**Work required:**
Write every line out verbatim and omit the pictures.

* BEGIN Recorded data *

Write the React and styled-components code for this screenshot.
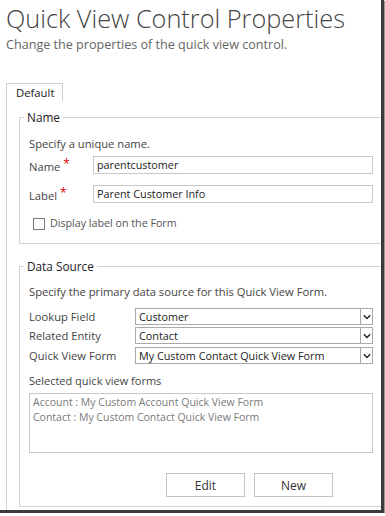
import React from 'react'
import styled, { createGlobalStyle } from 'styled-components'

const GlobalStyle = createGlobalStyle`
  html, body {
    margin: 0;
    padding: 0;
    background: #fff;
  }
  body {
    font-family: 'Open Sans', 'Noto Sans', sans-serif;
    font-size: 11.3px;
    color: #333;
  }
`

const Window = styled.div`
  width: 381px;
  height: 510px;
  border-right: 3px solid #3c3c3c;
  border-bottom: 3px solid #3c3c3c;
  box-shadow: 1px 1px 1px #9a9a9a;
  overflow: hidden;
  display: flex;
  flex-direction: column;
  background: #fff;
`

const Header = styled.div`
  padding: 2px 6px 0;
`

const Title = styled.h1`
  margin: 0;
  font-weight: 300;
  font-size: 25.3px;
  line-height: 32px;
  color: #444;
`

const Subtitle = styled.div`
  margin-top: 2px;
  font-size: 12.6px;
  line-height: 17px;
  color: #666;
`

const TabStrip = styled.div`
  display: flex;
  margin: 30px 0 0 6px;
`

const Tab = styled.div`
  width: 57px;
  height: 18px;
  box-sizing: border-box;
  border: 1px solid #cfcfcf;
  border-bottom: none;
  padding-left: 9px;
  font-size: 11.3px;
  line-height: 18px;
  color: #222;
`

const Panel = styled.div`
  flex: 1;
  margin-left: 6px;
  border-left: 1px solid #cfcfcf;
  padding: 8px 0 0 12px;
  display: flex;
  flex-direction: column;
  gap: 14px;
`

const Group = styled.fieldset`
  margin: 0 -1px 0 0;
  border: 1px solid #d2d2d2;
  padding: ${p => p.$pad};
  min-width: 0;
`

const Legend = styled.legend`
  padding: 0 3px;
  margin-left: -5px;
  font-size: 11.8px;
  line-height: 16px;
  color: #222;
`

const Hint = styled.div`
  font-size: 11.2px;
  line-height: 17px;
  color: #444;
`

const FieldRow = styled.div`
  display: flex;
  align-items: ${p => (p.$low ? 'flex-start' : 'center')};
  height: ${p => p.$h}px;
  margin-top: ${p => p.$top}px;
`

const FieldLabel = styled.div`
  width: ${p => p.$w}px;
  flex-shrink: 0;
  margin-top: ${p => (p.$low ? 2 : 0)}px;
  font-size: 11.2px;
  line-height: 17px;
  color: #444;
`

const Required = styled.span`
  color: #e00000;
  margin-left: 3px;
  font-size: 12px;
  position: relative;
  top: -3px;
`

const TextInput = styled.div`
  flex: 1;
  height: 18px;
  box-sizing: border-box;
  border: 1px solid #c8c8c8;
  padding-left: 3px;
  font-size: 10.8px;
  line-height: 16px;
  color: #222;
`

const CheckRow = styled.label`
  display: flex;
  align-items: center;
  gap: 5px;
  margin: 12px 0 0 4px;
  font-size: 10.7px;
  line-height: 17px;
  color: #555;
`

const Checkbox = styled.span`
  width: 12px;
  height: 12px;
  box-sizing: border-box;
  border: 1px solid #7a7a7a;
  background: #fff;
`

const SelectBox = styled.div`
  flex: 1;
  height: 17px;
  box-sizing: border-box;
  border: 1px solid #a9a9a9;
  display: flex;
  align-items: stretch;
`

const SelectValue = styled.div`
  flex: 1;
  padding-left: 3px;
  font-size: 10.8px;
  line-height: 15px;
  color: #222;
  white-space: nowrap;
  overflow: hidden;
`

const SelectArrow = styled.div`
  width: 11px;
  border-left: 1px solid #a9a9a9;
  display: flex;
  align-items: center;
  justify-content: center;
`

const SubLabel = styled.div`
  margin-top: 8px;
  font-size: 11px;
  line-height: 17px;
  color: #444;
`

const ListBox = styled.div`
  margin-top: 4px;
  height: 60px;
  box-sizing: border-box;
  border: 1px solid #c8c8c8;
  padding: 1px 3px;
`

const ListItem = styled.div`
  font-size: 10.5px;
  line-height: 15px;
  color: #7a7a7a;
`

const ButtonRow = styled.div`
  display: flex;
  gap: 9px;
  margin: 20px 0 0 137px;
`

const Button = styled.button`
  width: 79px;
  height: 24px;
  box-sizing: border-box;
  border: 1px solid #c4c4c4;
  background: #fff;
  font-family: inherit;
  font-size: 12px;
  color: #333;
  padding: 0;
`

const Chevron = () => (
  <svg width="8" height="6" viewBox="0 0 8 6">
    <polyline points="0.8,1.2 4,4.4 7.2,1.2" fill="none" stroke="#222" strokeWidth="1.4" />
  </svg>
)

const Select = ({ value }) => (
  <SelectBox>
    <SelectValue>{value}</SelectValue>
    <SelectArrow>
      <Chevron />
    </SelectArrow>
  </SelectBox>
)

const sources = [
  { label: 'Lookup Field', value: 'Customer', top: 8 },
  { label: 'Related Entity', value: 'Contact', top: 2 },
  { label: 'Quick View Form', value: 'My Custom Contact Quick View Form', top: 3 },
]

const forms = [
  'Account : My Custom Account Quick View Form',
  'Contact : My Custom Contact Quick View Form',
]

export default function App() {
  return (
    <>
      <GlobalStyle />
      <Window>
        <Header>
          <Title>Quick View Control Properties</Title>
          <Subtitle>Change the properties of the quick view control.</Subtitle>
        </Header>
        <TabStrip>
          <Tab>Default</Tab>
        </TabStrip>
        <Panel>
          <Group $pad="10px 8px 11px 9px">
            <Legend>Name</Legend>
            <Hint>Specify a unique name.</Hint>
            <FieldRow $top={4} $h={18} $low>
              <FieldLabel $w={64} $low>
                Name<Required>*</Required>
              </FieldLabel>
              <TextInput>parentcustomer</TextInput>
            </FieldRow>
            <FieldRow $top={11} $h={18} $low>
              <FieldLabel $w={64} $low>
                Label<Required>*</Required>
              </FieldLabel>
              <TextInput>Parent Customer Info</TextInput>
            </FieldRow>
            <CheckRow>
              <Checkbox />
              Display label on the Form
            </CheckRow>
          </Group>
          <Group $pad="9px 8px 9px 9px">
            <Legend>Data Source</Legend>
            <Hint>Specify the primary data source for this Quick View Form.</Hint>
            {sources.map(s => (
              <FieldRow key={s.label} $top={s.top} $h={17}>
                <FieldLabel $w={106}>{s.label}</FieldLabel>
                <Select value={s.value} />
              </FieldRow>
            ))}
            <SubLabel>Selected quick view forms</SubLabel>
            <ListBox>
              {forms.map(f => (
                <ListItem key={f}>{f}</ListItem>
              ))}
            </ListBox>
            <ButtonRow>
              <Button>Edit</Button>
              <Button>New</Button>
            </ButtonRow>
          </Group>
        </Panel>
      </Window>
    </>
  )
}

* END Recorded data *

**Answer to this exercise:**
Write the React and styled-components code for this screenshot.
import React from 'react'
import styled, { createGlobalStyle } from 'styled-components'

const GlobalStyle = createGlobalStyle`
  html, body {
    margin: 0;
    padding: 0;
    background: #fff;
  }
  body {
    font-family: 'Open Sans', 'Noto Sans', sans-serif;
    font-size: 11.3px;
    color: #333;
  }
`

const Window = styled.div`
  width: 381px;
  height: 510px;
  border-right: 3px solid #3c3c3c;
  border-bottom: 3px solid #3c3c3c;
  box-shadow: 1px 1px 1px #9a9a9a;
  overflow: hidden;
  display: flex;
  flex-direction: column;
  background: #fff;
`

const Header = styled.div`
  padding: 2px 6px 0;
`

const Title = styled.h1`
  margin: 0;
  font-weight: 300;
  font-size: 25.3px;
  line-height: 32px;
  color: #444;
`

const Subtitle = styled.div`
  margin-top: 2px;
  font-size: 12.6px;
  line-height: 17px;
  color: #666;
`

const TabStrip = styled.div`
  display: flex;
  margin: 30px 0 0 6px;
`

const Tab = styled.div`
  width: 57px;
  height: 18px;
  box-sizing: border-box;
  border: 1px solid #cfcfcf;
  border-bottom: none;
  padding-left: 9px;
  font-size: 11.3px;
  line-height: 18px;
  color: #222;
`

const Panel = styled.div`
  flex: 1;
  margin-left: 6px;
  border-left: 1px solid #cfcfcf;
  padding: 8px 0 0 12px;
  display: flex;
  flex-direction: column;
  gap: 14px;
`

const Group = styled.fieldset`
  margin: 0 -1px 0 0;
  border: 1px solid #d2d2d2;
  padding: ${p => p.$pad};
  min-width: 0;
`

const Legend = styled.legend`
  padding: 0 3px;
  margin-left: -5px;
  font-size: 11.8px;
  line-height: 16px;
  color: #222;
`

const Hint = styled.div`
  font-size: 11.2px;
  line-height: 17px;
  color: #444;
`

const FieldRow = styled.div`
  display: flex;
  align-items: ${p => (p.$low ? 'flex-start' : 'center')};
  height: ${p => p.$h}px;
  margin-top: ${p => p.$top}px;
`

const FieldLabel = styled.div`
  width: ${p => p.$w}px;
  flex-shrink: 0;
  margin-top: ${p => (p.$low ? 2 : 0)}px;
  font-size: 11.2px;
  line-height: 17px;
  color: #444;
`

const Required = styled.span`
  color: #e00000;
  margin-left: 3px;
  font-size: 12px;
  position: relative;
  top: -3px;
`

const TextInput = styled.div`
  flex: 1;
  height: 18px;
  box-sizing: border-box;
  border: 1px solid #c8c8c8;
  padding-left: 3px;
  font-size: 10.8px;
  line-height: 16px;
  color: #222;
`

const CheckRow = styled.label`
  display: flex;
  align-items: center;
  gap: 5px;
  margin: 12px 0 0 4px;
  font-size: 10.7px;
  line-height: 17px;
  color: #555;
`

const Checkbox = styled.span`
  width: 12px;
  height: 12px;
  box-sizing: border-box;
  border: 1px solid #7a7a7a;
  background: #fff;
`

const SelectBox = styled.div`
  flex: 1;
  height: 17px;
  box-sizing: border-box;
  border: 1px solid #a9a9a9;
  display: flex;
  align-items: stretch;
`

const SelectValue = styled.div`
  flex: 1;
  padding-left: 3px;
  font-size: 10.8px;
  line-height: 15px;
  color: #222;
  white-space: nowrap;
  overflow: hidden;
`

const SelectArrow = styled.div`
  width: 11px;
  border-left: 1px solid #a9a9a9;
  display: flex;
  align-items: center;
  justify-content: center;
`

const SubLabel = styled.div`
  margin-top: 8px;
  font-size: 11px;
  line-height: 17px;
  color: #444;
`

const ListBox = styled.div`
  margin-top: 4px;
  height: 60px;
  box-sizing: border-box;
  border: 1px solid #c8c8c8;
  padding: 1px 3px;
`

const ListItem = styled.div`
  font-size: 10.5px;
  line-height: 15px;
  color: #7a7a7a;
`

const ButtonRow = styled.div`
  display: flex;
  gap: 9px;
  margin: 20px 0 0 137px;
`

const Button = styled.button`
  width: 79px;
  height: 24px;
  box-sizing: border-box;
  border: 1px solid #c4c4c4;
  background: #fff;
  font-family: inherit;
  font-size: 12px;
  color: #333;
  padding: 0;
`

const Chevron = () => (
  <svg width="8" height="6" viewBox="0 0 8 6">
    <polyline points="0.8,1.2 4,4.4 7.2,1.2" fill="none" stroke="#222" strokeWidth="1.4" />
  </svg>
)

const Select = ({ value }) => (
  <SelectBox>
    <SelectValue>{value}</SelectValue>
    <SelectArrow>
      <Chevron />
    </SelectArrow>
  </SelectBox>
)

const sources = [
  { label: 'Lookup Field', value: 'Customer', top: 8 },
  { label: 'Related Entity', value: 'Contact', top: 2 },
  { label: 'Quick View Form', value: 'My Custom Contact Quick View Form', top: 3 },
]

const forms = [
  'Account : My Custom Account Quick View Form',
  'Contact : My Custom Contact Quick View Form',
]

export default function App() {
  return (
    <>
      <GlobalStyle />
      <Window>
        <Header>
          <Title>Quick View Control Properties</Title>
          <Subtitle>Change the properties of the quick view control.</Subtitle>
        </Header>
        <TabStrip>
          <Tab>Default</Tab>
        </TabStrip>
        <Panel>
          <Group $pad="10px 8px 11px 9px">
            <Legend>Name</Legend>
            <Hint>Specify a unique name.</Hint>
            <FieldRow $top={4} $h={18} $low>
              <FieldLabel $w={64} $low>
                Name<Required>*</Required>
              </FieldLabel>
              <TextInput>parentcustomer</TextInput>
            </FieldRow>
            <FieldRow $top={11} $h={18} $low>
              <FieldLabel $w={64} $low>
                Label<Required>*</Required>
              </FieldLabel>
              <TextInput>Parent Customer Info</TextInput>
            </FieldRow>
            <CheckRow>
              <Checkbox />
              Display label on the Form
            </CheckRow>
          </Group>
          <Group $pad="9px 8px 9px 9px">
            <Legend>Data Source</Legend>
            <Hint>Specify the primary data source for this Quick View Form.</Hint>
            {sources.map(s => (
              <FieldRow key={s.label} $top={s.top} $h={17}>
                <FieldLabel $w={106}>{s.label}</FieldLabel>
                <Select value={s.value} />
              </FieldRow>
            ))}
            <SubLabel>Selected quick view forms</SubLabel>
            <ListBox>
              {forms.map(f => (
                <ListItem key={f}>{f}</ListItem>
              ))}
            </ListBox>
            <ButtonRow>
              <Button>Edit</Button>
              <Button>New</Button>
            </ButtonRow>
          </Group>
        </Panel>
      </Window>
    </>
  )
}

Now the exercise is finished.